Not from the Jews, that's for certain.
In this conflicted situation, where is wisdom for reading to be
found? For me as a Christian theologian,
there is no easy way out. I read this
text as one for whom Jesus of Nazareth is unavoidably the way in to the Hebrew
Scripture. His words and actions both
make sense in the light of the Hebrew Scriptures, and are in turn a way of
making sense of those Scriptures. Jesus'
life is Christians primary commentary
or gloss upon the Hebrew Scriptures, and they cannot deny this without giving
up either on their faith, or on reading the Hebrew Scriptures altogether — and
it would be ironic to be saved from supersessionism only by clutching Marcion's
proffered hand.
Let me state this a little more carefully. When I find a text in those Hebrew Scriptures
that says, this is what righteousness
means, I cannot properly avoid asking, Well, what does Jesus say about
that? I don't mean that I have to scan
the words attributed to Jesus to see whether he alludes to or quotes the
passage in question. Rather, I read the life of Jesus as making a claim about
the nature of the righteousness that belongs to and responds to the God of the
Hebrew Scriptures. With playful
seriousness, therefore, it is quite proper for me to ask what happens if I take
this text about righteousness and read it as describing the life of the one
who, for me, is the paradigm of righteousness.

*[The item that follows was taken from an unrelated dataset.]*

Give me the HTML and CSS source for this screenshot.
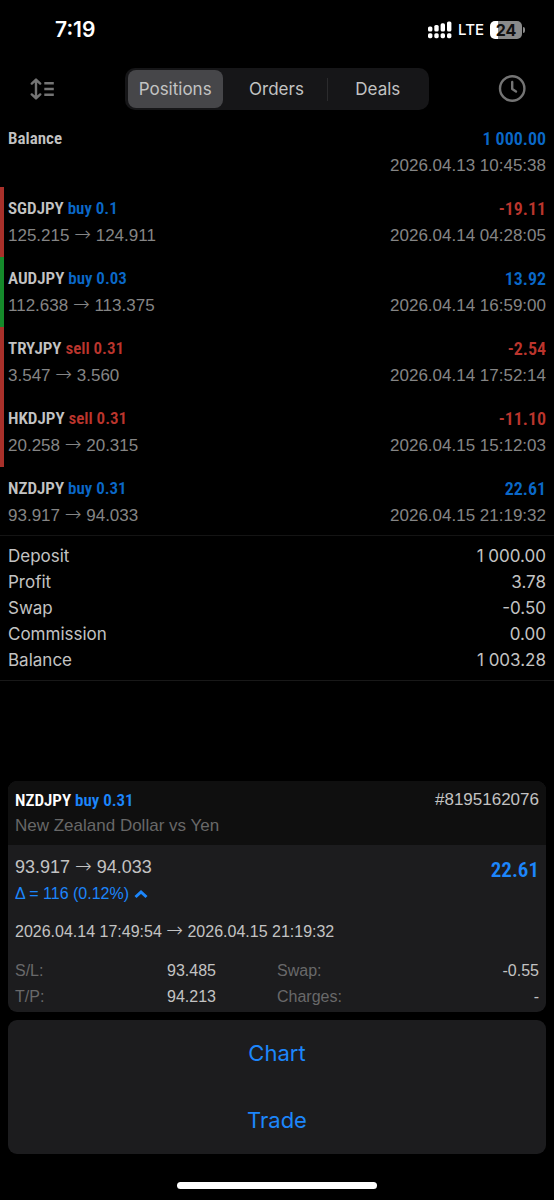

What happens, I can't but ask, if I take 'the man who
walks not in the counsel of the wicked' to be Jesus of Nazareth?
Well, what does
happen if I take Psalm 1 to be about Jesus?
I might begin by pointing out that the wicked in this Psalm at first sight seem to be substantial,
to amount to something: they have a position, a path, a way of thinking. The righteous, on the other hand, seem at
first sight less substantial than the wicked.
If I read this
contrast with Jesus in mind, I might find the rejection of the attractive
stability of the ungodly sharpened. To
verse 1's progression of metaphors from walking to standing to sitting,[10] I could
add 'lying down,' and note that Jesus was said to be one who had no place to
lay his head (Matthew 8:20 and parallels).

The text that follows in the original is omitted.